22 May 2026 · 3 min read
The Ash That Preserved a Continent's Death: Victoria's K/T Boundary at Gellibrand
How a 66-million-year-old iridium-rich clay layer in Victoria records the asteroid impact that ended the Cretaceous—and the moment Australia's dinosaurs vanished.
Near the coastal town of Gellibrand, in western Victoria, a thin band of grey clay sits between layers of marine sandstone. It is no more than a few centimetres thick. That clay marks the moment the Cretaceous Period ended—and with it, the reign of the dinosaurs.
The layer is the K/T boundary, the geological signature of the Chicxulub asteroid impact 66 million years ago. In Victoria, it is one of the few places on Earth where the boundary preserves not just the chemical fingerprint of the impact, but the fossils of the world that died with it.
The Iridium Signature
The clay at Gellibrand contains iridium, an element rare in Earth's crust but abundant in certain asteroids. When the 10-kilometre object struck what is now the Yucatán Peninsula, it vaporised, scattering iridium dust across the entire planet. That dust settled into a global layer, now found in more than 300 sites worldwide.
But Victoria's boundary layer is unusual. It was deposited in a shallow marine environment, about 100 kilometres from the coast of the ancient continent. The clay accumulated slowly, capturing not only the impact fallout but also the fossilised remains of the marine life that lived through—and died in—the catastrophe.
Foraminifera, microscopic shelled organisms, tell the story most clearly. Below the clay layer, their shells are abundant and diverse. Above it, the assemblage is sparse and dominated by a single opportunistic species. The extinction was sudden and near-total.
The Fossils of a Vanished Sea
The Gellibrand site preserves a slice of the Cretaceous Southern Ocean. The sediments contain ammonites with their shells intact, belemnites, and marine reptiles such as plesiosaurs. Above the boundary clay, these fossils disappear entirely.
What remains are the survivors: fish, sharks, crocodiles, and the earliest ancestors of modern birds. The transition is visible in a single outcrop, a few metres of rock that records the collapse of an ecosystem and the slow recovery that followed.
The site also preserves pollen and spores from the adjacent landmass. Below the boundary, the pollen is dominated by gymnosperms—cycads, conifers, and ginkgoes. Above it, ferns spike briefly, then give way to flowering plants. This is the same fern spike seen at K/T sites worldwide, a global signal of ecological devastation and rapid recolonisation.
A Window into the Recovery
The Gellibrand boundary is important not only for what it records about the extinction, but for what it reveals about the aftermath. The clay layer is overlain by a sequence of Paleocene sediments that document the slow re-establishment of marine and terrestrial ecosystems.
In the marine realm, the recovery took hundreds of thousands of years. The first foraminifera to reappear were small and simple. Gradually, larger and more diverse forms returned. The process was not linear—there were setbacks, pulses of extinction, and false starts.

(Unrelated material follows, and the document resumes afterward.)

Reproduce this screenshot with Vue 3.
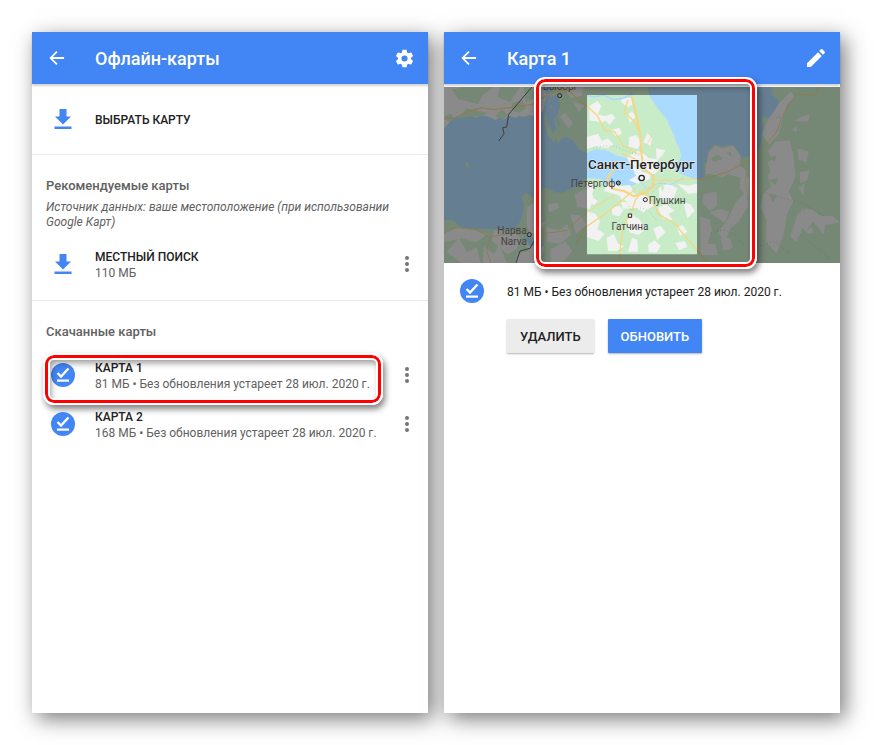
<script setup>
const maps = [
  { name: 'КАРТА 1', info: '81 МБ • Без обновления устареет 28 июл. 2020 г.', marked: true },
  { name: 'КАРТА 2', info: '168 МБ • Без обновления устареет 28 июл. 2020 г.', marked: false }
]
</script>

<template>
  <main class="page">
    <section class="screen">
      <header class="bar">
        <button class="icon-btn" type="button" aria-label="Назад">
          <svg width="20" height="20" viewBox="0 0 24 24"><path fill="#fff" d="M20.5 10.900H7l5.700-5.700-1.500-1.500L2.900 12l8.300 8.300 1.500-1.500L7 13.100h13.500z" /></svg>
        </button>
        <h1>Офлайн-карты</h1>
        <button class="icon-btn end" type="button" aria-label="Настройки">
          <svg width="21" height="21" viewBox="0 0 24 24"><path fill="#fff" d="M19.43 12.98c.04-.32.07-.64.07-.98s-.03-.66-.07-.98l2.11-1.65c.19-.15.24-.42.12-.64l-2-3.46c-.12-.22-.39-.3-.61-.22l-2.49 1c-.52-.4-1.08-.73-1.69-.98l-.38-2.65C14.46 2.18 14.25 2 14 2h-4c-.25 0-.46.18-.49.42l-.38 2.65c-.61.25-1.17.59-1.69.98l-2.49-1c-.23-.09-.49 0-.61.22l-2 3.46c-.13.22-.07.49.12.64l2.11 1.65c-.04.32-.07.65-.07.98s.03.66.07.98l-2.11 1.65c-.19.15-.24.42-.12.64l2 3.46c.12.22.39.3.61.22l2.49-1c.52.4 1.08.73 1.69.98l.38 2.65c.03.24.24.42.49.42h4c.25 0 .46-.18.49-.42l.38-2.65c.61-.25 1.17-.59 1.69-.98l2.49 1c.23.09.49 0 .61-.22l2-3.46c.12-.22.07-.49-.12-.64zM12 15.500a3.500 3.500 0 1 1 0-7 3.500 3.500 0 0 1 0 7z" /></svg>
        </button>
      </header>

      <button class="row pick" type="button">
        <svg class="lead" width="24" height="24" viewBox="0 0 24 24"><path fill="#4285f4" d="M8.500 2h7v7.500H20L12 17.500 4 9.500h4.500zM3.500 19.500h17v2.500h-17z" /></svg>
        <span class="name">ВЫБРАТЬ КАРТУ</span>
      </button>

      <section class="group">
        <h2>Рекомендуемые карты</h2>
        <p class="hint">Источник данных: ваше местоположение (при использовании Google Карт)</p>
        <div class="item">
          <button class="row" type="button">
            <svg class="lead" width="24" height="24" viewBox="0 0 24 24"><path fill="#4285f4" d="M8.500 2h7v7.500H20L12 17.500 4 9.500h4.500zM3.500 19.500h17v2.500h-17z" /></svg>
            <span class="text"><span class="name">МЕСТНЫЙ ПОИСК</span><span class="info">110 МБ</span></span>
          </button>
          <button class="more" type="button" aria-label="Ещё"><i></i><i></i><i></i></button>
        </div>
      </section>

      <section class="group">
        <h2>Скачанные карты</h2>
        <div class="list">
          <div v-for="m in maps" :key="m.name" class="item">
            <button class="row" type="button">
              <svg class="lead" width="24" height="24" viewBox="0 0 24 24"><circle cx="12" cy="12" r="12" fill="#4285f4" /><path d="M6.500 10l3.500 3.500 7.500-8" fill="none" stroke="#fff" stroke-width="2.400" /><path fill="#fff" d="M6 16.500h12v2.200H6z" /></svg>
              <span class="text"><span class="name">{{ m.name }}</span><span class="info">{{ m.info }}</span></span>
            </button>
            <button class="more" type="button" aria-label="Ещё"><i></i><i></i><i></i></button>
            <span v-if="m.marked" class="frame row-frame"></span>
          </div>
        </div>
      </section>
    </section>

    <section class="screen">
      <header class="bar">
        <button class="icon-btn" type="button" aria-label="Назад">
          <svg width="20" height="20" viewBox="0 0 24 24"><path fill="#fff" d="M20.5 10.900H7l5.700-5.700-1.500-1.500L2.900 12l8.300 8.300 1.500-1.500L7 13.100h13.500z" /></svg>
        </button>
        <h1>Карта 1</h1>
        <button class="icon-btn end" type="button" aria-label="Переименовать">
          <svg width="24" height="24" viewBox="0 0 24 24"><path fill="#fff" d="M3 17.250V21h3.750L17.810 9.940l-3.750-3.750zM20.710 7.040a1 1 0 0 0 0-1.410l-2.340-2.340a1 1 0 0 0-1.410 0l-1.830 1.830 3.750 3.750z" /></svg>
        </button>
      </header>

      <div class="map-wrap">
        <svg class="map" viewBox="0 0 1188 528" preserveAspectRatio="xMidYMid slice">
          <rect width="1188" height="528" fill="#aadaff" />
          <!-- coasts -->
          <g fill="#c8ecc8">
            <path fill="#f2f2f2" d="M0 0H300L306 22 302 50 296 78 288 66 280 74 270 88 255 84 240 90 225 86 215 92 195 86 180 98 165 90 155 100 140 92 128 88 110 86 92 92 75 80 60 86 48 92 38 88 22 98 12 112 0 124z" />
            <path d="M330 0H612L616 28 628 44 640 62 652 78 668 96 676 116 688 140 696 164 706 184 712 208 706 220 690 234 686 244 700 252 714 262 736 270 758 280 783 270 780 230 790 222 793 192 813 172 830 178 868 174 893 212 918 206 948 182 958 127 953 87 983 97 1006 42 983 22V0H1188V528H0V400L12 398 30 400 48 418 66 426H212L228 405 236 380 240 350 232 330 246 318 262 326 266 336 274 318 290 312 300 302 318 306 332 316 358 317 378 306 400 296 428 272 470 276 486 294 520 292 562 298 578 290 580 262 568 230 548 212 520 206 488 190 456 186 428 197 408 188 388 162 370 150 356 152 342 168 326 140 336 126 330 98 338 76 330 58 322 64 314 44z" />
            <path d="M302 74l8 30 12 28 14 22-6 12-18-18-12-42zM66 222l8 10 2 14-12-10z" />
            <path d="M24 8l36-8h90l-34 24-14 28-60-16zM168 0h60l-30 46-38-16zM44 92l24-28 62 14-20 10zM204 48l30-8 12 24-22 14-20-8zM238 0h46l-8 32-30 14zM2 88l18-8 12 12-20 12zM152 88l22-20 18 16-14 12z" />
          </g>

          <!-- open land -->
          <g fill="#f2f2f2">
            <path d="M0 440l40-18 52 8 38 10-32 26-46-12-52 12zM150 430l54 4 26 18-12 34-28 16-46-40zM8 494l38-42 22 44 30-16 12 48H52zM120 478l30 24 16-30 22 56h-72zM250 360l20-12 8 50 26 10-18 26-26 12-12-34zM240 464l38-12 22 30-10 46h-78l16-30 26-6zM312 354l28-8 6 16-30 14zM306 420l38 10 26-18 12 30-34 28-38-6zM320 486l44-22 20 28-24 30-40 6zM392 320l32-14 24 22-10 38-38-6zM378 382l34 4 14 28-30 26zM360 0h60l-8 26-32 8zM348 88l16-10 24 32-14 14zM386 42l34 14-16 20z" />
            <path d="M436 58l24-16 12 14-10 26 38 10-24 14-40-6zM476 90l26-10 12 12-18 22zM536 30l26 4 8 16-18 10-22-16zM550 84l14-12 10 18-16 18zM428 150l34-10 12 22 18-8 16 18-16 12-36-6-28 8zM500 130l26-8 8 18-18 8zM556 150l20-6 18 22-14 20-26-8zM610 138l14 16-4 22-22-10zM636 184l28 6-8 14-18 18zM548 210l34-18 26 14 20 26-10 44-38 14-26-10 22-14zM604 212l32 4 18 22-20 22-26 2zM492 286l36 12 30-4 14 26-22 16-36-14-34-10zM528 324l28 6 18-10 38 8 16 28-30 20-24-14-38 4zM428 286l22 8-6 36 18 12-12 12-22-10zM428 372l26 8 14 22-8 24 22 14-18 22-36-12zM502 364l24-8 12 14-12 18-20-4zM548 394l18-10 22 14 16 28-20 18-28-8zM644 304l28-16 28 16-10 28-16 14-28-12zM700 290l32 6 27-6v28l-26 2-16-14zM642 362l22-10 28 18-18 12 12 18-30-6zM718 346l22 6 12 20-22 22zM628 424l22-8 14 20-24 24zM698 422l18-8 14 22-22 10zM488 452l22-10 12 28 18 8-22 14h-26zM564 452l16 6 2 36h-30zM612 474l20-14 18 18-12 18h-24zM694 468l28-6 8 18-24 10z" />
            <path d="M783 260l10-62 20-22 22 8 34-8 22 32-4 26 24 22-24 16-34-12-18 12-30-10zM778 322l40-8 2 40-22 18-22-24zM768 388l30 10 6 30-14 42 24 2 8 32h-52zM796 376l34-10 26 8-14 34zM890 272l12-16 14 22-4 54-26-30zM876 344l30-30 6 44-28 46-24 20-18 40-20-26 28-40zM830 456l28-4 8 30-28 10zM970 102l38-56 32-32 14 16-24 20-14 46-12 46-28 30-22-28zM994 164l42-4 12 44 6 66-20 44 14 28-20 42-8 54-22 62-32-36 2-64-18-36 8-44 24-20-10-32 16-38-16-38zM972 228l16-18 10 26-20 14zM1060 184l34 10-6 32-24-8zM1068 256l28-6-6 30-22 8zM1070 90l28-10-6 24-42-2zM1046 128l14-12-2 20zM1064 304l18-16-4 36zM1084 364l24 6 20 16 38 2 22 18-44 8-6 28-30-38-22 28-20-16zM1060 384l20-22-8 74-16 30-16-20zM1084 434l18-14 8 16-14 6z" />
          </g>
          <g fill="#c8ecc8">
            <path d="M800 214l24-12 12 14-28 8zM846 198l14-4 4 16zM968 214l30-10-6 20zM974 280l30-8-10 22zM976 318l24 8-14 20zM590 252l12-10 8 18zM522 344l16-8 12 10zM560 230l12 8-8 8zM650 292l12 10-8 12z" />
          </g>

          <!-- rivers and inlets -->
          <path d="M240 446l26 8 34 16-8 12-36-6zM342 22l6 36-10 32-10-30-12-8 6-22z" fill="#aadaff" />
          <g fill="none" stroke="#aadaff">
            <path d="M430 26l18 4 30-6 30 14 28-4 32-14" stroke-width="5" />
            <path d="M578 272l30 34 34-18 40 4 38-20" stroke-width="3" />
            <path d="M342 20l-8 60 12 40" stroke-width="4" />
          </g>

          <!-- roads -->
          <g fill="none" stroke="#f7d682" stroke-linejoin="round">
            <path d="M0 96l34-4 44-20 34-10 36 6 62-8 54-8 38-24 44-18 28 0 22 22 34 26 30 28 22 44 30 4 24 40 44 26" stroke-width="4" />
            <path d="M0 428l40-6 52 4 46 24 64-12 76 4 50-6 42-6 36-36 46-34 60-36" stroke-width="3" />
            <path d="M138 450l-10 40 12 38" stroke-width="3" />
            <path d="M562 28l14 50 12 60 4 62 8 46 28 22 0 30-24 20-34 10-30-16-32-6-20-28 18-26 6-28" stroke-width="6" />
            <path d="M552 40l-12 36 30 26 20 42M536 200l42 18 16 32M594 310l-20 30-12 34-22 38-10 58-4 58M572 308l-46 38-42 34-56 38-32 50M600 314l28 30 16 38 46 26 42 50 60 70" stroke-width="4" />
            <path d="M624 278l50 2 62-4 44 2 72-24 58-30 44-40 42-46 24-60 36-56 56 2 12-24-34-16" stroke-width="3" />
            <path d="M430 248l34-10 30 4 26-24M584 202l24-28 20-36M600 310l46-22 20-12M908 240l-4 50 8 44M990 340l-28-28-18-32" stroke-width="2" />
          </g>
          <path d="M264 0l-26 30-20 24-24 28-6 38-12 2 4 18-16 22M276 452l-18 32-30 8-12 36" fill="none" stroke="#595959" stroke-width="3" />
          <g fill="none" stroke="#8b9a8b" stroke-width="2" stroke-dasharray="2 8">
            <path d="M448 182l34-6 36 4 34 14 34 10M550 350l12 20 32-8 26 14 18 24M650 290l-26 28 18 26M800 438l40-10 38 20 24 30M940 480l52-18 44 38M1008 90l-30 8M1010 332l60 14 70 40M1070 446l42 30 48 42" />
          </g>

          <!-- area outside of the saved region -->
          <path fill="#1f1f1f" fill-opacity=".49" fill-rule="evenodd" d="M0 0H1188V528H0zM429 24V502H759V24z" />

          <g fill="#f2f2f2" stroke="#222" stroke-width="3">
            <circle cx="593" cy="273" r="8" stroke-width="4" />
            <circle cx="604" cy="338" r="6" />
            <path d="M553 381h10v10h-10z" />
            <g fill="#8b8b8b"><circle cx="523" cy="288" r="6" /><circle cx="256" cy="443" r="6" /><circle cx="347" cy="26" r="6" /></g>
          </g>
          <g class="labels">
            <text x="592" y="247" class="city" text-anchor="middle">Санкт-Петербург</text>
            <text x="380" y="300">Петергоф</text>
            <text x="614" y="351">Пушкин</text>
            <text x="558" y="429" text-anchor="middle">Гатчина</text>
            <text x="160" y="440">Нарва</text>
            <text x="170" y="473">Narva</text>
            <text x="296" y="10">Выборг</text>
          </g>
        </svg>
        <span class="frame map-frame"></span>
      </div>

      <div class="status">
        <svg class="lead" width="24" height="24" viewBox="0 0 24 24"><circle cx="12" cy="12" r="12" fill="#4285f4" /><path d="M6.500 10l3.500 3.500 7.500-8" fill="none" stroke="#fff" stroke-width="2.400" /><path fill="#fff" d="M6 16.500h12v2.200H6z" /></svg>
        <p>81 МБ • Без обновления устареет 28 июл. 2020 г.</p>
      </div>
      <div class="actions">
        <button class="btn" type="button">УДАЛИТЬ</button>
        <button class="btn primary" type="button">ОБНОВИТЬ</button>
      </div>
    </section>
  </main>
</template>

<style>
body { background: #fff; }
</style>

<style scoped>
* { box-sizing: border-box; }
.page {
  display: grid;
  grid-template-columns: 1fr 1fr;
  gap: 16px;
  min-height: 100vh;
  padding: 32px 39px 32px 32px;
  font-family: Roboto, "Liberation Sans", sans-serif;
  color: #212121;
}
.screen {
  background: #fff;
  box-shadow: 5px 6px 20px rgba(0, 0, 0, .52);
  min-width: 0;
}
button {
  font: inherit;
  color: inherit;
  background: none;
  border: 0;
  padding: 0;
  text-align: left;
}
h1, h2, p { margin: 0; }
.bar {
  display: flex;
  align-items: center;
  height: 52px;
  padding: 0 12px 0 15px;
  background: #4285f4;
  color: #fff;
  box-shadow: 0 2px 2px rgba(0, 0, 0, .18);
}
.icon-btn { display: flex; width: 48px; }
.icon-btn.end { width: 24px; margin-left: auto; justify-content: center; }
.bar h1 { padding-top: 2px; font-size: 18px; line-height: 24px; font-weight: 500; }
.row { display: flex; align-items: center; flex: 1; min-width: 0; }
.lead { flex: none; margin-right: 20px; }
.pick { width: 100%; height: 70px; padding-left: 19px; }
.name { padding-top: 1px; font-size: 12px; line-height: 16px; font-weight: 500; }
.text { display: flex; flex-direction: column; white-space: nowrap; padding-top: 1px; }
.info { font-size: 12px; line-height: 16px; color: #616161; }
.group { border-top: 1px solid #ebebeb; padding: 22px 0 12px; }
.group h2 { padding: 0 14px; font-size: 13px; line-height: 18px; font-weight: 500; color: #616161; }
.hint { padding: 5px 14px 0; font-size: 12px; line-height: 15px; font-style: italic; color: #616161; }
.item { position: relative; display: flex; align-items: center; height: 49px; padding: 0 12px 0 19px; }
.hint + .item { margin-top: 9px; }
.list { padding-top: 9px; }
.more { display: flex; flex-direction: column; align-items: center; gap: 2px; width: 18px; }
.more i { width: 4px; height: 4px; border-radius: 50%; background: #757575; }
.frame {
  position: absolute;
  border: 2px solid #fff;
  border-radius: 11px;
  pointer-events: none;
  box-shadow: 2px 4px 6px rgba(0, 0, 0, .5), inset 0 0 0 3px #f00, inset 0 0 0 5px #fff, inset 2px 4px 6px 4px rgba(0, 0, 0, .4);
}
.row-frame { left: 11px; right: 45px; top: 3px; height: 52px; }
.map-wrap { position: relative; margin-top: 3px; }
.map { display: block; width: 100%; height: 176px; }
.map-frame { left: 23%; right: 21%; top: -10px; bottom: -6px; margin-left: -1px; }
.labels { font-size: 30px; fill: #444; }
.city { font-size: 40px; font-weight: 500; fill: #222; stroke: #f2f2f2; stroke-width: 3px; paint-order: stroke; }
.status { display: flex; align-items: center; padding: 16px 16px 0; font-size: 12px; line-height: 16px; }
.status .lead { margin-right: 23px; }
.status p { padding-top: 1px; }
.actions { display: flex; gap: 14px; padding: 16px 0 0 63px; }
.btn {
  height: 34px;
  padding: 0 13px;
  font-size: 13px;
  font-weight: 500;
  background: #ececec;
  border-radius: 1px;
  box-shadow: 0 1px 2px rgba(0, 0, 0, .3);
}
.btn.primary { background: #4285f4; color: #fff; }
</style>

On land, the recovery was faster but equally complex. The fern spike lasted only a few thousand years before flowering plants regained dominance. The mammals that survived the impact were small, shrew-like creatures. Within a million years, they had diversified into dozens of new forms, filling the ecological voids left by the dinosaurs.
In Victoria, the death of one world is compressed into a few centimetres of clay. The birth of another is written in the metres above it.
The Continental Context
Australia was in a different position 66 million years ago. It was still attached to Antarctica, part of the southern supercontinent that had not yet fully rifted apart. The climate was cool and wet, and the shallow seas that covered much of the continent teemed with life.
The Gellibrand boundary is one of the few places in the Southern Hemisphere where the K/T transition is preserved in such detail. Most boundary sites are in the Northern Hemisphere—in Denmark, Italy, and the American West. Victoria offers a rare glimpse of how the extinction played out at high southern latitudes.
The site also records the beginning of Australia's long journey northward. Within a few million years of the impact, Australia began to separate from Antarctica, drifting toward its present position. The K/T boundary at Gellibrand sits near the base of a sedimentary sequence that documents this entire tectonic history, from the Cretaceous greenhouse to the ice ages of the Pleistocene.
The clay layer itself is fragile. It weathers easily and is often obscured by vegetation or eroded away entirely. But where it is exposed, it holds one of the most complete records of a planetary catastrophe—and of the long, slow recovery that followed.